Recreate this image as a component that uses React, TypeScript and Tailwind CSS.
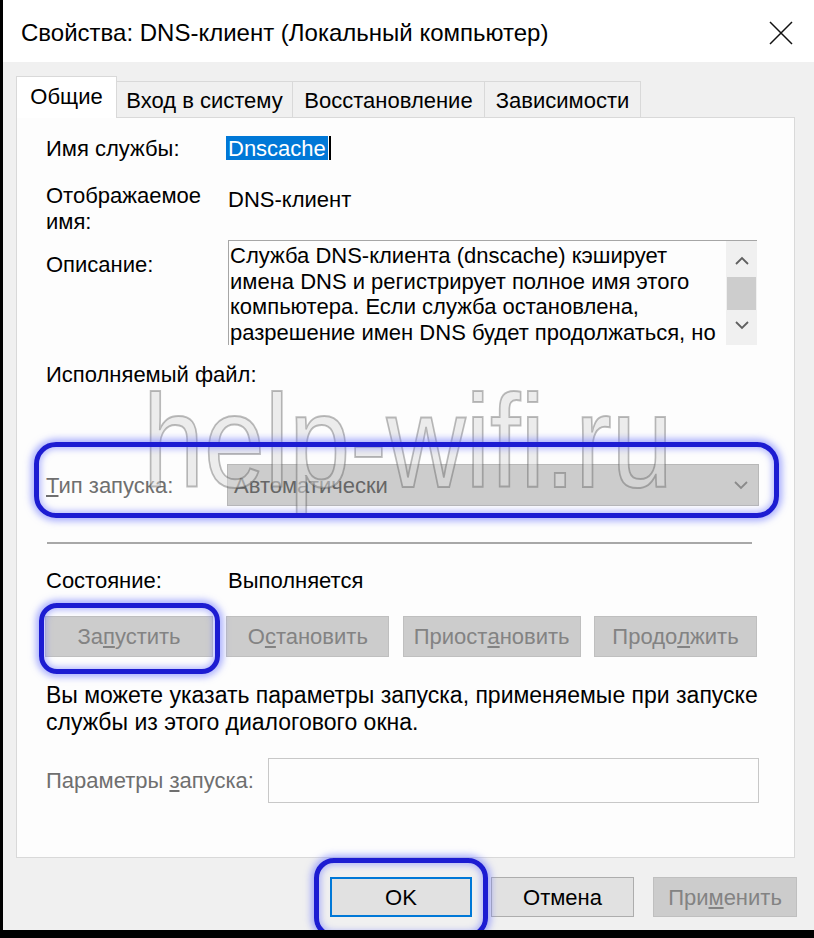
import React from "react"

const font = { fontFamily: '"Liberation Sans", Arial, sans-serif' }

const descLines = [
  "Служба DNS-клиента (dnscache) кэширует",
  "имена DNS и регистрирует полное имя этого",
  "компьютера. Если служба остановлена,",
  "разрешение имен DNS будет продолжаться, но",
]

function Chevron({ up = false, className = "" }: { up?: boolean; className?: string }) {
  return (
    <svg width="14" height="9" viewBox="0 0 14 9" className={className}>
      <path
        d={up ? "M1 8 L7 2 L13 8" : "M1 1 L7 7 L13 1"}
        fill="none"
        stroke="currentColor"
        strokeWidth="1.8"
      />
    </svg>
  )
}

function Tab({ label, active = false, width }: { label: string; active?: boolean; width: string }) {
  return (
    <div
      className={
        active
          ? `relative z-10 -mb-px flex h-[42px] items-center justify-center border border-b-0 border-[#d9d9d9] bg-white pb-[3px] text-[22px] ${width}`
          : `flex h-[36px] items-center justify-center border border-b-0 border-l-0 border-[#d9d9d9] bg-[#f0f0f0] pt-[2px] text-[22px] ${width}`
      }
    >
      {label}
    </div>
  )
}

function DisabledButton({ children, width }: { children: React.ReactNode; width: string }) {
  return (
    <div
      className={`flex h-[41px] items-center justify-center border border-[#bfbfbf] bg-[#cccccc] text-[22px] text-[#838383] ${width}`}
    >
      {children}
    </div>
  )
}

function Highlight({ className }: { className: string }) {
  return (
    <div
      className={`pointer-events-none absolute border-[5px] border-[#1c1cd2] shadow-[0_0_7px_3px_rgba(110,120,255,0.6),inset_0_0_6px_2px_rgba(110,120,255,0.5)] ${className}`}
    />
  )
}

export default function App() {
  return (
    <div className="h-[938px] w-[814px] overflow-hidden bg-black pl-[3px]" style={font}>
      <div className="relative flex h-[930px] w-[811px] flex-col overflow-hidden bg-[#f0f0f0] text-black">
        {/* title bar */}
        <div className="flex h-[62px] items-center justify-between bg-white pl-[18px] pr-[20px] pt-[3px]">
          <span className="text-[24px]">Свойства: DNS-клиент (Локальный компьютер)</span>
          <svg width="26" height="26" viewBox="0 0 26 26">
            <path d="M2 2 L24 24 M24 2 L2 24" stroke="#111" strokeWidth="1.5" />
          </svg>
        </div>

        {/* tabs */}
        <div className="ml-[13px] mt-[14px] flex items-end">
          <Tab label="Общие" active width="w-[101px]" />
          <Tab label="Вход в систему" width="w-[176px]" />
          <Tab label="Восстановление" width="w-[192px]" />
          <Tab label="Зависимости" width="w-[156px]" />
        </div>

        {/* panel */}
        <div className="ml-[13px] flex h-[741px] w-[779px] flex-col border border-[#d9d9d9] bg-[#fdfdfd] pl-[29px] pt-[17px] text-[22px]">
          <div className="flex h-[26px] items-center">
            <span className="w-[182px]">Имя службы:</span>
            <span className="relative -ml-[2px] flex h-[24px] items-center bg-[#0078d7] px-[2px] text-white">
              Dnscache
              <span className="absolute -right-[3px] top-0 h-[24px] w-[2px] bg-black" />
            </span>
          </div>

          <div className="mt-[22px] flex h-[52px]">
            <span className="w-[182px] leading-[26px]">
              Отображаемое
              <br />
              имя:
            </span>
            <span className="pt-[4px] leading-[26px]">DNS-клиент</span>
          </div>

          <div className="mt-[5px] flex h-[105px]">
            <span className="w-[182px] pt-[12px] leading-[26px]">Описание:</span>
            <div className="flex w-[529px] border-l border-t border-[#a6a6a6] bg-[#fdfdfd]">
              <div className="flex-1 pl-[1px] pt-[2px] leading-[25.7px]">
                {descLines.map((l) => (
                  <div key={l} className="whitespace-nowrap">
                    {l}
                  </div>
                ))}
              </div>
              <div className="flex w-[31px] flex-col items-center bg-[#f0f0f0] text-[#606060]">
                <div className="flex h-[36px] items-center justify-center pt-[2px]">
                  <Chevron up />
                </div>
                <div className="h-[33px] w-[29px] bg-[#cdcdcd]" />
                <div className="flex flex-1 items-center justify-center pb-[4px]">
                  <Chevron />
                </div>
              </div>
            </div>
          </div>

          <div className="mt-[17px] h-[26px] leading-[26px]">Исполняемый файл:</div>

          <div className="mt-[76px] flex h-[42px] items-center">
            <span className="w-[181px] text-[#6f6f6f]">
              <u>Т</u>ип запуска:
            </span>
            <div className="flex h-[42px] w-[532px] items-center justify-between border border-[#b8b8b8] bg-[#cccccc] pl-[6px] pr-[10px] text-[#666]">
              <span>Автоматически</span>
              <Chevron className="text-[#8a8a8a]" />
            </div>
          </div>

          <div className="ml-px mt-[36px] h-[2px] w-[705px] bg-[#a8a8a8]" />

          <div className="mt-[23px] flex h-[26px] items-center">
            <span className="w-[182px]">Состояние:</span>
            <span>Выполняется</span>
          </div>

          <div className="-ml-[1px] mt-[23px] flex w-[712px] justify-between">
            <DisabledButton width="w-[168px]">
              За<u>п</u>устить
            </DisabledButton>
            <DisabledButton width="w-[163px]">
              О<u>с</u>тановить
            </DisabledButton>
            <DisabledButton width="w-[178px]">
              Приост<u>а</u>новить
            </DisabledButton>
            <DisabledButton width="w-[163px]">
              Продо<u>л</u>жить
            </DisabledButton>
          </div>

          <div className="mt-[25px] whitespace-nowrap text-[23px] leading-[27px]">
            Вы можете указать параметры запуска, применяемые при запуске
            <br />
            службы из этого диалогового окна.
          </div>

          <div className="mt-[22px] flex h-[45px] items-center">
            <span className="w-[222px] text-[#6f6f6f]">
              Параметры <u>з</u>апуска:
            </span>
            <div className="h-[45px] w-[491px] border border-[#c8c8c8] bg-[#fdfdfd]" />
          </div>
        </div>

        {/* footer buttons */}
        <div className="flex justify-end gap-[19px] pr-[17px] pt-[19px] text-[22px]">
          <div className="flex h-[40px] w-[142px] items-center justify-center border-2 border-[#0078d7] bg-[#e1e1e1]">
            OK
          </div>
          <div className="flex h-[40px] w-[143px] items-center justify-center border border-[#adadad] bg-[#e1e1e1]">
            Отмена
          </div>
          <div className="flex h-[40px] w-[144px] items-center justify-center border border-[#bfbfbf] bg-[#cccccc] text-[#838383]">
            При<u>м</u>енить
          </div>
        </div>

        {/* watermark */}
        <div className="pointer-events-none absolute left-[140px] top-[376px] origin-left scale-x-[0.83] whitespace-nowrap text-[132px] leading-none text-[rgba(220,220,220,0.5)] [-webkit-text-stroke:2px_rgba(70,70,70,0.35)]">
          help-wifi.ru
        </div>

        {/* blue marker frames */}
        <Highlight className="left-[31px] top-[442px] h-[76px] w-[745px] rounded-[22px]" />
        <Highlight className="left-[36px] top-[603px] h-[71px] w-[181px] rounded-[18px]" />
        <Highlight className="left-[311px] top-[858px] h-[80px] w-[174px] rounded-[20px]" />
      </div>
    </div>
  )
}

────

[What is asked]
Copy the listing word for word, excluding its pictures.

[Full solution]
Recreate this image as a component that uses React, TypeScript and Tailwind CSS.
import React from "react"

const font = { fontFamily: '"Liberation Sans", Arial, sans-serif' }

const descLines = [
  "Служба DNS-клиента (dnscache) кэширует",
  "имена DNS и регистрирует полное имя этого",
  "компьютера. Если служба остановлена,",
  "разрешение имен DNS будет продолжаться, но",
]

function Chevron({ up = false, className = "" }: { up?: boolean; className?: string }) {
  return (
    <svg width="14" height="9" viewBox="0 0 14 9" className={className}>
      <path
        d={up ? "M1 8 L7 2 L13 8" : "M1 1 L7 7 L13 1"}
        fill="none"
        stroke="currentColor"
        strokeWidth="1.8"
      />
    </svg>
  )
}

function Tab({ label, active = false, width }: { label: string; active?: boolean; width: string }) {
  return (
    <div
      className={
        active
          ? `relative z-10 -mb-px flex h-[42px] items-center justify-center border border-b-0 border-[#d9d9d9] bg-white pb-[3px] text-[22px] ${width}`
          : `flex h-[36px] items-center justify-center border border-b-0 border-l-0 border-[#d9d9d9] bg-[#f0f0f0] pt-[2px] text-[22px] ${width}`
      }
    >
      {label}
    </div>
  )
}

function DisabledButton({ children, width }: { children: React.ReactNode; width: string }) {
  return (
    <div
      className={`flex h-[41px] items-center justify-center border border-[#bfbfbf] bg-[#cccccc] text-[22px] text-[#838383] ${width}`}
    >
      {children}
    </div>
  )
}

function Highlight({ className }: { className: string }) {
  return (
    <div
      className={`pointer-events-none absolute border-[5px] border-[#1c1cd2] shadow-[0_0_7px_3px_rgba(110,120,255,0.6),inset_0_0_6px_2px_rgba(110,120,255,0.5)] ${className}`}
    />
  )
}

export default function App() {
  return (
    <div className="h-[938px] w-[814px] overflow-hidden bg-black pl-[3px]" style={font}>
      <div className="relative flex h-[930px] w-[811px] flex-col overflow-hidden bg-[#f0f0f0] text-black">
        {/* title bar */}
        <div className="flex h-[62px] items-center justify-between bg-white pl-[18px] pr-[20px] pt-[3px]">
          <span className="text-[24px]">Свойства: DNS-клиент (Локальный компьютер)</span>
          <svg width="26" height="26" viewBox="0 0 26 26">
            <path d="M2 2 L24 24 M24 2 L2 24" stroke="#111" strokeWidth="1.5" />
          </svg>
        </div>

        {/* tabs */}
        <div className="ml-[13px] mt-[14px] flex items-end">
          <Tab label="Общие" active width="w-[101px]" />
          <Tab label="Вход в систему" width="w-[176px]" />
          <Tab label="Восстановление" width="w-[192px]" />
          <Tab label="Зависимости" width="w-[156px]" />
        </div>

        {/* panel */}
        <div className="ml-[13px] flex h-[741px] w-[779px] flex-col border border-[#d9d9d9] bg-[#fdfdfd] pl-[29px] pt-[17px] text-[22px]">
          <div className="flex h-[26px] items-center">
            <span className="w-[182px]">Имя службы:</span>
            <span className="relative -ml-[2px] flex h-[24px] items-center bg-[#0078d7] px-[2px] text-white">
              Dnscache
              <span className="absolute -right-[3px] top-0 h-[24px] w-[2px] bg-black" />
            </span>
          </div>

          <div className="mt-[22px] flex h-[52px]">
            <span className="w-[182px] leading-[26px]">
              Отображаемое
              <br />
              имя:
            </span>
            <span className="pt-[4px] leading-[26px]">DNS-клиент</span>
          </div>

          <div className="mt-[5px] flex h-[105px]">
            <span className="w-[182px] pt-[12px] leading-[26px]">Описание:</span>
            <div className="flex w-[529px] border-l border-t border-[#a6a6a6] bg-[#fdfdfd]">
              <div className="flex-1 pl-[1px] pt-[2px] leading-[25.7px]">
                {descLines.map((l) => (
                  <div key={l} className="whitespace-nowrap">
                    {l}
                  </div>
                ))}
              </div>
              <div className="flex w-[31px] flex-col items-center bg-[#f0f0f0] text-[#606060]">
                <div className="flex h-[36px] items-center justify-center pt-[2px]">
                  <Chevron up />
                </div>
                <div className="h-[33px] w-[29px] bg-[#cdcdcd]" />
                <div className="flex flex-1 items-center justify-center pb-[4px]">
                  <Chevron />
                </div>
              </div>
            </div>
          </div>

          <div className="mt-[17px] h-[26px] leading-[26px]">Исполняемый файл:</div>

          <div className="mt-[76px] flex h-[42px] items-center">
            <span className="w-[181px] text-[#6f6f6f]">
              <u>Т</u>ип запуска:
            </span>
            <div className="flex h-[42px] w-[532px] items-center justify-between border border-[#b8b8b8] bg-[#cccccc] pl-[6px] pr-[10px] text-[#666]">
              <span>Автоматически</span>
              <Chevron className="text-[#8a8a8a]" />
            </div>
          </div>

          <div className="ml-px mt-[36px] h-[2px] w-[705px] bg-[#a8a8a8]" />

          <div className="mt-[23px] flex h-[26px] items-center">
            <span className="w-[182px]">Состояние:</span>
            <span>Выполняется</span>
          </div>

          <div className="-ml-[1px] mt-[23px] flex w-[712px] justify-between">
            <DisabledButton width="w-[168px]">
              За<u>п</u>устить
            </DisabledButton>
            <DisabledButton width="w-[163px]">
              О<u>с</u>тановить
            </DisabledButton>
            <DisabledButton width="w-[178px]">
              Приост<u>а</u>новить
            </DisabledButton>
            <DisabledButton width="w-[163px]">
              Продо<u>л</u>жить
            </DisabledButton>
          </div>

          <div className="mt-[25px] whitespace-nowrap text-[23px] leading-[27px]">
            Вы можете указать параметры запуска, применяемые при запуске
            <br />
            службы из этого диалогового окна.
          </div>

          <div className="mt-[22px] flex h-[45px] items-center">
            <span className="w-[222px] text-[#6f6f6f]">
              Параметры <u>з</u>апуска:
            </span>
            <div className="h-[45px] w-[491px] border border-[#c8c8c8] bg-[#fdfdfd]" />
          </div>
        </div>

        {/* footer buttons */}
        <div className="flex justify-end gap-[19px] pr-[17px] pt-[19px] text-[22px]">
          <div className="flex h-[40px] w-[142px] items-center justify-center border-2 border-[#0078d7] bg-[#e1e1e1]">
            OK
          </div>
          <div className="flex h-[40px] w-[143px] items-center justify-center border border-[#adadad] bg-[#e1e1e1]">
            Отмена
          </div>
          <div className="flex h-[40px] w-[144px] items-center justify-center border border-[#bfbfbf] bg-[#cccccc] text-[#838383]">
            При<u>м</u>енить
          </div>
        </div>

        {/* watermark */}
        <div className="pointer-events-none absolute left-[140px] top-[376px] origin-left scale-x-[0.83] whitespace-nowrap text-[132px] leading-none text-[rgba(220,220,220,0.5)] [-webkit-text-stroke:2px_rgba(70,70,70,0.35)]">
          help-wifi.ru
        </div>

        {/* blue marker frames */}
        <Highlight className="left-[31px] top-[442px] h-[76px] w-[745px] rounded-[22px]" />
        <Highlight className="left-[36px] top-[603px] h-[71px] w-[181px] rounded-[18px]" />
        <Highlight className="left-[311px] top-[858px] h-[80px] w-[174px] rounded-[20px]" />
      </div>
    </div>
  )
}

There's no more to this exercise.